Task requirements:
Starting with the first line below, extract each line through the one that contains "string; title: string", inclusive, excluding pictures.

Data provided:
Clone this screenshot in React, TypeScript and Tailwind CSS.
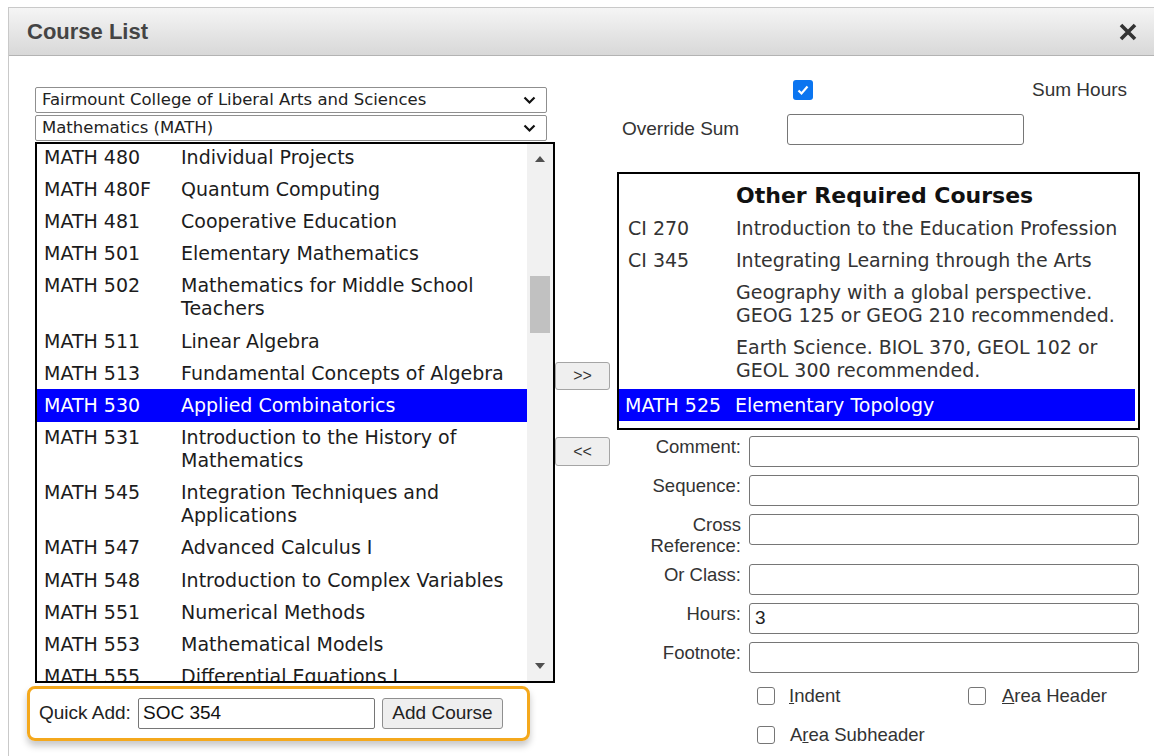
import { useState } from "react";

type Course = { code: string; title: string };

const catalog: Course[] = [
  { code: "MATH 480", title: "Individual Projects" },
  { code: "MATH 480F", title: "Quantum Computing" },
  { code: "MATH 481", title: "Cooperative Education" },
  { code: "MATH 501", title: "Elementary Mathematics" },
  { code: "MATH 502", title: "Mathematics for Middle School Teachers" },
  { code: "MATH 511", title: "Linear Algebra" },
  { code: "MATH 513", title: "Fundamental Concepts of Algebra" },
  { code: "MATH 530", title: "Applied Combinatorics" },
  { code: "MATH 531", title: "Introduction to the History of Mathematics" },
  { code: "MATH 545", title: "Integration Techniques and Applications" },
  { code: "MATH 547", title: "Advanced Calculus I" },
  { code: "MATH 548", title: "Introduction to Complex Variables" },
  { code: "MATH 551", title: "Numerical Methods" },
  { code: "MATH 553", title: "Mathematical Models" },
  { code: "MATH 555", title: "Differential Equations I" },
];

const required: Course[] = [
  { code: "CI 270", title: "Introduction to the Education Profession" },
  { code: "CI 345", title: "Integrating Learning through the Arts" },
  { code: "", title: "Geography with a global perspective. GEOG 125 or GEOG 210 recommended." },
  { code: "", title: "Earth Science. BIOL 370, GEOL 102 or GEOL 300 recommended." },
  { code: "MATH 525", title: "Elementary Topology" },
];

const fields = [
  { label: "Comment:", value: "" },
  { label: "Sequence:", value: "" },
  { label: "Cross Reference:", value: "" },
  { label: "Or Class:", value: "" },
  { label: "Hours:", value: "3" },
  { label: "Footnote:", value: "" },
];

function SelectBox({ value }: { value: string }) {
  return (
    <div className="flex h-[26px] w-[512px] items-center justify-between rounded-[2px] border border-[#8f8f8f] bg-white pl-[6px] pr-[10px] font-['DejaVu_Sans',Verdana,sans-serif] text-[16.5px] text-[#222]">
      <span>{value}</span>
      <svg width="13" height="9" viewBox="0 0 13 9" aria-hidden>
        <path d="M1.5 1.5l5 5 5-5" fill="none" stroke="#111" strokeWidth="2.2" />
      </svg>
    </div>
  );
}

function Checkbox({ checked = false }: { checked?: boolean }) {
  if (checked) {
    return (
      <span className="flex h-[20px] w-[20px] items-center justify-center rounded-[3px] bg-[#0b75f0]">
        <svg width="14" height="14" viewBox="0 0 14 14" aria-hidden>
          <path d="M2.5 7.5l3 3 6-7" fill="none" stroke="#fff" strokeWidth="2.2" />
        </svg>
      </span>
    );
  }
  return <span className="block h-[18px] w-[18px] rounded-[3px] border border-[#767676] bg-white" />;
}

function Scrollbar() {
  return (
    <div className="flex w-[26px] flex-col items-center bg-[#f1f1f1]">
      <svg className="mt-[12px]" width="10" height="6" viewBox="0 0 10 6" aria-hidden>
        <path d="M0 6L5 0l5 6z" fill="#505050" />
      </svg>
      <div className="mt-[114px] h-[57px] w-[20px] bg-[#c1c1c1]" />
      <div className="flex-1" />
      <svg className="mb-[12px]" width="10" height="6" viewBox="0 0 10 6" aria-hidden>
        <path d="M0 0h10L5 6z" fill="#505050" />
      </svg>
    </div>
  );
}

export default function App() {
  const [picked, setPicked] = useState("MATH 530");

  return (
    <div className="h-[756px] w-[1154px] overflow-hidden bg-white font-['Liberation_Sans',Arial,sans-serif]">
      <div className="h-[7px]" />
      <div className="ml-[8px] h-[749px] border-l border-t border-[#c9c9c9]">
        {/* dialog title bar */}
        <div className="flex h-[48px] items-center justify-between border-b border-[#b3b3b3] bg-linear-to-b from-[#f5f5f5] to-[#d8d8d8] pl-[18px] pr-[16px]">
          <span className="text-[22px] font-bold text-[#444]">Course List</span>
          <svg width="20" height="18" viewBox="0 0 20 18" aria-hidden>
            <path d="M3 2l14 14M17 2L3 16" stroke="#333" strokeWidth="3.6" />
          </svg>
        </div>

        <div className="flex items-start pl-[26px]">
          {/* catalog column */}
          <div className="w-[520px] pt-[31px]">
            <SelectBox value="Fairmount College of Liberal Arts and Sciences" />
            <div className="mt-[2px]">
              <SelectBox value="Mathematics (MATH)" />
            </div>
            <div className="mt-[1px] flex h-[541px] border-2 border-black bg-white">
              <div className="flex-1 overflow-hidden">
                <div className="-mt-[3px] font-['DejaVu_Sans',Verdana,sans-serif] text-[19px] leading-[23px] text-[#1c1c1c]">
                  {catalog.map((c) => (
                    <div
                      key={c.code}
                      onClick={() => setPicked(c.code)}
                      className={
                        "grid grid-cols-[137px_1fr] py-[4.6px] pl-[7px] pr-[14px] " +
                        (picked === c.code ? "bg-[#0000ff] text-white" : "")
                      }
                    >
                      <span>{c.code}</span>
                      <span>{c.title}</span>
                    </div>
                  ))}
                </div>
              </div>
              <Scrollbar />
            </div>

            <div className="-ml-[8px] mt-[3px] flex h-[55px] w-[503px] items-center rounded-[8px] border-[3px] border-[#f4a81c] pl-[9px] shadow-[0_5px_7px_rgba(0,0,0,0.22)]">
              <span className="w-[99px] text-[19px] text-[#222]">Quick Add:</span>
              <div className="flex h-[31px] w-[237px] items-center rounded-[2px] border border-[#767676] pl-[4px] text-[19px] text-[#111]">
                SOC 354
              </div>
              <button className="ml-[7px] h-[31px] w-[121px] rounded-[3px] border border-[#8f8f8f] bg-[#efefef] text-[19px] text-[#222]">
                Add Course
              </button>
            </div>
          </div>

          {/* move buttons */}
          <div className="flex w-[55px] flex-col pt-[306px]">
            <button className="h-[28px] w-[55px] rounded-[3px] border border-[#a5a5a5] bg-[#efefef] text-[16px] text-[#333]">
              &gt;&gt;
            </button>
            <button className="mt-[47px] h-[29px] w-[55px] rounded-[3px] border border-[#a5a5a5] bg-[#efefef] text-[16px] text-[#333]">
              &lt;&lt;
            </button>
          </div>

          {/* plan column */}
          <div className="ml-[7px] w-[523px] pt-[24px] text-[#333]">
            <div className="grid grid-cols-[170px_245px_1fr] items-center gap-y-[14px]">
              <span />
              <span className="ml-[6px]">
                <Checkbox checked />
              </span>
              <span className="text-[19px] leading-[20px]">Sum Hours</span>
              <span className="pl-[5px] text-[19px]">Override Sum</span>
              <div className="h-[31px] w-[237px] rounded-[3px] border border-[#767676]" />
              <span />
            </div>

            <div className="mt-[27px] h-[258px] border-2 border-black font-['DejaVu_Sans',Verdana,sans-serif] text-[19px] leading-[23px]">
              <div className="grid grid-cols-[108px_1fr] pb-[2px] pl-[9px] pt-[8px]">
                <span />
                <span className="text-[22px] font-bold leading-[28px] text-[#111]">Other Required Courses</span>
              </div>
              {required.map((c, i) => {
                const last = i === required.length - 1;
                return (
                  <div
                    key={c.title}
                    className={
                      "grid py-[4.5px] pr-[10px] " +
                      (last
                        ? "mr-[3px] mt-[3px] grid-cols-[110px_1fr] bg-[#0000ff] pl-[6px] text-white"
                        : "grid-cols-[108px_1fr] pl-[9px]")
                    }
                  >
                    <span>{c.code}</span>
                    <span>{c.title}</span>
                  </div>
                );
              })}
            </div>

            <div className="mt-[6px] grid grid-cols-[124px_390px] gap-x-[8px] gap-y-[8px]">
              {fields.map((f) => (
                <div key={f.label} className="contents">
                  <span className="text-right text-[18.5px] leading-[21px]">
                    {f.label === "Cross Reference:" ? (
                      <>
                        Cross
                        <br />
                        Reference:
                      </>
                    ) : (
                      f.label
                    )}
                  </span>
                  <div className="flex h-[31px] items-center rounded-[3px] border border-[#767676] pl-[5px] text-[19px] text-[#222]">
                    {f.value}
                  </div>
                </div>
              ))}
            </div>

            <div className="ml-[140px] mt-[14px] grid grid-cols-[211px_1fr] gap-y-[21px] text-[18.5px] leading-[18px]">
              <label className="flex items-center gap-[14px]">
                <Checkbox />
                <span>
                  <u>I</u>ndent
                </span>
              </label>
              <label className="flex items-center gap-[16px]">
                <Checkbox />
                <span>
                  <u>A</u>rea Header
                </span>
              </label>
              <label className="flex items-center gap-[15px]">
                <Checkbox />
                <span>
                  A<u>r</u>ea Subheader
                </span>
              </label>
            </div>
          </div>
        </div>
      </div>
    </div>
  );
}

Full solution:
Clone this screenshot in React, TypeScript and Tailwind CSS.
import { useState } from "react";

type Course = { code: string; title: string };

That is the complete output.